W Polsce jest takie powiedzenie, że prawdziwy mężczyzna powinien zbudować dom, posadzić drzewo i spłodzić syna.
L.K.: W dowolnej kolejności? To chyba jestem na dobrej drodze (śmiech). A wiesz, jaka jest różnica między Polakami a Grekami? Tu ojcowie marzą, by ich synowie zostali piłkarzami albo skoczkami narciarskimi. W Grecji – obowiązkowo koszykarzami.
Ewa, a nie marzysz o córeczce? Choćby na przekór Lefterisowi? (śmiech)
E.Ch.: Dla mnie ważne jest, by dziecko było zdrowe i czuło się kochane, zadbane i szczęśliwe. Śmieję się, że mam 2 miliony córek na Facebooku, do których codziennie zaglądam i karmię dobrym słowem. Na mój prywatny „Chodagang” jeszcze przyjdzie czas. Nie zamierzam ulegać presji. Sama zdecyduję, kiedy to nastąpi. Na razie chcę smakować życie i cieszyć się z tego, co mam.

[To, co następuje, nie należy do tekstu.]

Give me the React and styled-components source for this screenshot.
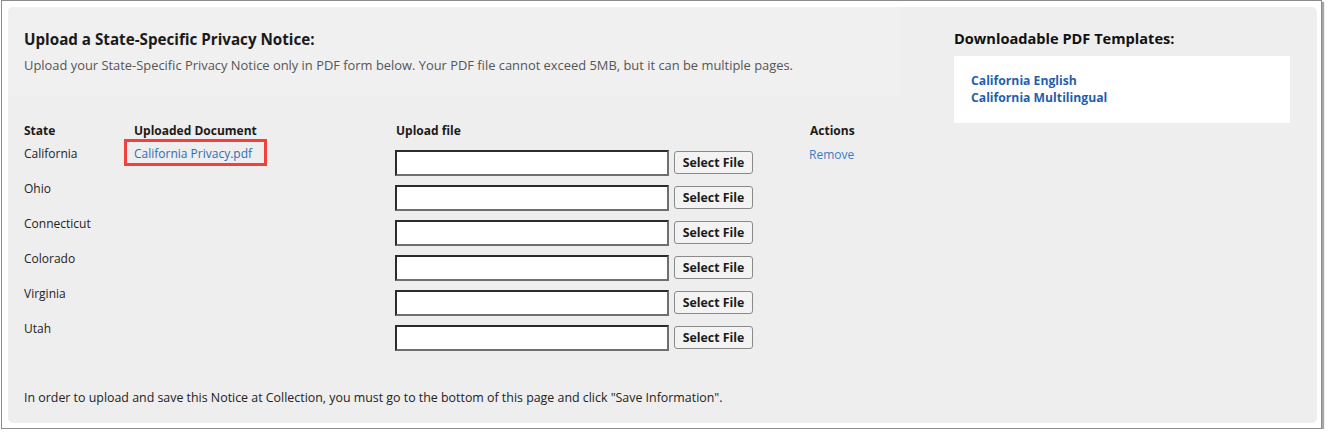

Nie obawiasz się konkurencji? Tego, że ktoś cię zdetronizuje?
E.Ch.: Nie mam potrzeby zajmowania tronu, nie muszę być królową fitnessu. Cieszę się z sukcesów kolegów i koleżanek z branży. Na tej scenie jest miejsce dla nas wszystkich, bo dobrych wzorców nigdy za wiele! Sama staram się wyławiać perełki i wciągać je do mojego teamu albo zapraszać na okładki „Be Active”. Życie jest zbyt krótkie na ściganie się z innymi. Ścigam się tylko ze sobą!